The audio part is very different from other systems I've hacked. The audio part of the Gnome SDK consists of GStreamer, PulseAudio and Canberra. GStreamer is a multimedia framework. PulseAudio is a lower level abstraction: receiving raw audio and shipping it to the sound card. Canberra is a simple library that allow you to play short sounds. To be fair, Canberra would probably have been the way to go if all I wanted was a beep, but, the long range goal is to make an audio engine rather like the Game Boy Advance, and Canberra isn't really built for that.
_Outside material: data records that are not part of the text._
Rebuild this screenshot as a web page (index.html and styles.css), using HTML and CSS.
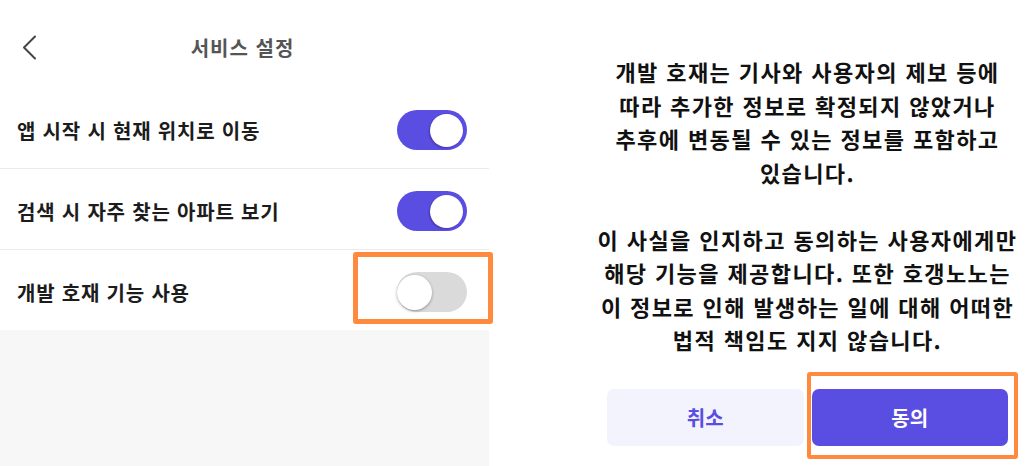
FILE: index.html
```html
<!DOCTYPE html>
<html lang="ko">
<head>
  <meta charset="UTF-8" />
  <title>서비스 설정</title>
  <meta name="viewport" content="width=device-width, initial-scale=1" />
  <link rel="stylesheet" href="styles.css">
</head>
<body>

  <!-- Settings screen -->
  <div class="settings">
    <div class="header">
      <button class="back" aria-label="뒤로">
        <svg width="15" height="25" viewBox="0 0 15 25">
          <path d="M13 1.5 L2 12.5 L13 23.5" fill="none" stroke="#444" stroke-width="2" stroke-linecap="round" stroke-linejoin="round" />
        </svg>
      </button>
      <h1>서비스 설정</h1>
    </div>

    <div class="row">
      <span>앱 시작 시 현재 위치로 이동</span>
      <div class="switch on"><div class="knob"></div></div>
    </div>
    <div class="row">
      <span>검색 시 자주 찾는 아파트 보기</span>
      <div class="switch on"><div class="knob"></div></div>
    </div>
    <div class="row last">
      <span>개발 호재 기능 사용</span>
      <div class="switch">
        <div class="knob"></div>
        <div class="mark mark-switch"></div>
      </div>
    </div>

    <div class="rest"></div>
  </div>

  <!-- Consent dialog -->
  <div class="side">
    <div class="dialog">
      <p>
        개발 호재는 기사와 사용자의 제보 등에<br>
        따라 추가한 정보로 확정되지 않았거나<br>
        추후에 변동될 수 있는 정보를 포함하고<br>
        있습니다.
      </p>
      <p>
        이 사실을 인지하고 동의하는 사용자에게만<br>
        해당 기능을 제공합니다. 또한 호갱노노는<br>
        이 정보로 인해 발생하는 일에 대해 어떠한<br>
        법적 책임도 지지 않습니다.
      </p>
      <div class="buttons">
        <button class="btn cancel">취소</button>
        <button class="btn agree">
          동의
          <span class="mark mark-agree"></span>
        </button>
      </div>
    </div>
  </div>

</body>
</html>
```

FILE: styles.css
```css
* {
  margin: 0;
  padding: 0;
  box-sizing: border-box;
}

body, html {
  height: 100%;
  font-family: "Noto Sans CJK KR", "Noto Sans", sans-serif;
  background: #fff;
  overflow: hidden;
}

body {
  display: flex;
}

.settings {
  width: 489px;
  display: flex;
  flex-direction: column;
}

.header {
  height: 88px;
  padding-top: 6px;
  display: grid;
  grid-template-columns: 1fr auto 1fr;
  align-items: center;
}

.back {
  justify-self: start;
  margin-left: 22px;
  background: none;
  border: none;
  display: flex;
}

h1 {
  font-size: 20px;
  font-weight: 700;
  letter-spacing: 1px;
  color: #555;
  margin-left: -4px;
}

.row {
  height: 81px;
  padding: 4px 22px 0 17px;
  display: flex;
  align-items: center;
  justify-content: space-between;
  border-bottom: 1px solid #ebebeb;
  font-size: 20px;
  font-weight: 700;
  letter-spacing: 0.8px;
  color: #1c1c1c;
}

.row.last {
  height: 80px;
  border-bottom: none;
}

.switch {
  position: relative;
  width: 70px;
  height: 40px;
  border-radius: 20px;
  background: #dadada;
  display: flex;
  align-items: center;
}

.switch .knob {
  width: 35px;
  height: 35px;
  border-radius: 50%;
  background: #fff;
  box-shadow: 0 1px 3px rgba(0, 0, 0, 0.35);
}

.switch.on {
  background: #5a4de2;
  justify-content: flex-end;
  padding-right: 4px;
}

.switch.on .knob {
  width: 33px;
  height: 33px;
  box-shadow: -1px 1px 2px rgba(0, 0, 0, 0.25);
}

.rest {
  flex: 1;
  background: #f7f7f7;
}

/* orange highlight boxes */
.mark {
  position: absolute;
  border: 5px solid #ff8a3d;
  border-radius: 3px;
  pointer-events: none;
}

.mark-switch {
  left: -44px;
  top: -20px;
  width: 140px;
  height: 72px;
}

.mark-agree {
  left: -5px;
  top: -17px;
  width: 211px;
  height: 87px;
  border-width: 4px;
}

.side {
  flex: 1;
  padding-left: 96px;
}

.dialog {
  width: 445px;
  padding: 55px 22px 0 22px;
  text-align: center;
}

.dialog p {
  font-size: 22px;
  font-weight: 700;
  letter-spacing: 1.4px;
  line-height: 33.5px;
  white-space: nowrap;
  color: #111;
  margin: 0 -20px 33.5px -20px;
}

.dialog p:last-of-type {
  margin-bottom: 0;
}

.buttons {
  display: flex;
  gap: 8px;
  margin-top: 32px;
}

.btn {
  position: relative;
  flex: 1;
  height: 57px;
  border: none;
  border-radius: 7px;
  font-family: inherit;
  font-size: 20px;
  font-weight: 700;
}

.cancel {
  background: #f3f3fd;
  color: #5a4de2;
}

.agree {
  background: #5a4de2;
  color: #fff;
}
```
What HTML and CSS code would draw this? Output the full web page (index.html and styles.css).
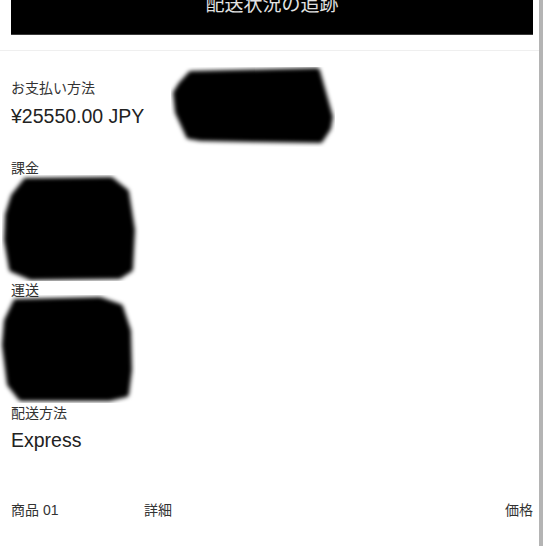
FILE: index.html
```html
<!DOCTYPE html>
<html lang="ja">
<head>
<meta charset="utf-8">
<link rel="stylesheet" href="styles.css">
</head>
<body>
<div class="page">
  <main class="main">
    <header class="header">
      <div class="track-btn">配送状況の追跡</div>
    </header>
    <section class="content">
      <div class="pay-row">
        <div class="pay-info">
          <div class="label">お支払い方法</div>
          <div class="value">¥25550.00 JPY</div>
        </div>
        <svg class="blob blob1" width="164" height="80" viewBox="0 0 164 80">
          <defs><filter id="b1" x="-10%" y="-15%" width="120%" height="130%"><feGaussianBlur stdDeviation="2.2"/></filter></defs>
          <path d="M20 7 L146 4 L159 50 L157 61 L149 73 L79 72 L30 71 L18 69 L7 45 L5 26 L10 18 Z" fill="#000" stroke="#000" stroke-width="6" stroke-linejoin="round" filter="url(#b1)"/>
        </svg>
      </div>
      <div class="label label-billing">課金</div>
      <svg class="blob blob2" width="138" height="106" viewBox="0 0 138 106">
        <defs><filter id="b2" x="-10%" y="-10%" width="120%" height="120%"><feGaussianBlur stdDeviation="2.2"/></filter></defs>
        <path d="M24 6 L109 5 L124 17 L130 55 L128 94 L117 101 L29 102 L10 94 L5 65 L6 40 L12 21 Z" fill="#000" stroke="#000" stroke-width="6" stroke-linejoin="round" filter="url(#b2)"/>
      </svg>
      <div class="label label-ship">運送</div>
      <svg class="blob blob3" width="136" height="108" viewBox="0 0 136 108">
        <defs><filter id="b3" x="-10%" y="-10%" width="120%" height="120%"><feGaussianBlur stdDeviation="2.2"/></filter></defs>
        <path d="M16 7 L100 5 L120 12 L128 36 L129 75 L126 99 L109 103 L21 103 L10 89 L5 50 L7 26 Z" fill="#000" stroke="#000" stroke-width="6" stroke-linejoin="round" filter="url(#b3)"/>
      </svg>
      <div class="label">配送方法</div>
      <div class="value value-express">Express</div>
      <div class="items-head">
        <span>商品 01</span>
        <span>詳細</span>
        <span>価格</span>
      </div>
    </section>
  </main>
  <div class="scrollbar"></div>
</div>
</body>
</html>
```

FILE: styles.css
```css
html, body {
  margin: 0;
  padding: 0;
  background: #fff;
  overflow: hidden;
}
body {
  font-family: "Liberation Sans", "Noto Sans CJK JP", sans-serif;
  color: #2a2a2a;
}
.page {
  display: flex;
  width: 546px;
  height: 546px;
}
.main {
  width: 539px;
  flex: none;
}
.scrollbar {
  width: 4px;
  background: #b4b4b4;
  flex: none;
}
.header {
  padding: 0 6px 15px 11px;
  border-bottom: 1px solid #efefef;
}
.track-btn {
  margin-top: -22px;
  height: 57px;
  box-sizing: border-box;
  padding-bottom: 7px;
  background: #000;
  border-bottom: 1px solid #3a3a3a;
  color: #e2e2e2;
  font-family: "Noto Sans CJK JP", sans-serif;
  font-size: 19px;
  display: flex;
  align-items: center;
  justify-content: center;
}
.content {
  padding: 16px 6px 0 11px;
}
.pay-row {
  display: flex;
  align-items: flex-start;
}
.pay-info {
  width: 160px;
  padding-top: 11px;
}
.blob {
  display: block;
}
.label {
  font-size: 14px;
  line-height: 20px;
  height: 20px;
  color: #333;
}
.value {
  font-size: 19.5px;
  line-height: 26px;
  color: #222;
  margin-top: 5px;
}
.label-billing {
  margin-top: 11px;
}
.blob2 {
  margin-top: -3px;
  margin-left: -9px;
}
.label-ship {
  margin-top: -1px;
}
.blob3 {
  margin-top: -5px;
  margin-left: -11px;
}
.value-express {
  margin-top: 4px;
}
.items-head {
  margin-top: 47px;
  display: grid;
  grid-template-columns: 133px 1fr auto;
  font-size: 14px;
  line-height: 20px;
  color: #333;
}
```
So GStreamer or PulseAudio are the way forward.
So, step one for me -- my version of "hello world" -- is to create a PCM representation of a square wave and then play it. I tried GStreamer first over PulseAudio for no particular reason.
GStreamer Hates You
OK. A slight exaggeration. GStreamer is complicated because it is not an audio library, it is a multimedia framework designed to encode and decode every format under the sun, apply filters, mux, demux, encode, decode, recode. It has an underlying framework that generic, extensible, and somewhat self-documenting.To ask it to do something as trivial as playing a raw audio wave is almost beneath its dignity, and it lets you know that by requiring you to build an entire audio framework to do anything at all.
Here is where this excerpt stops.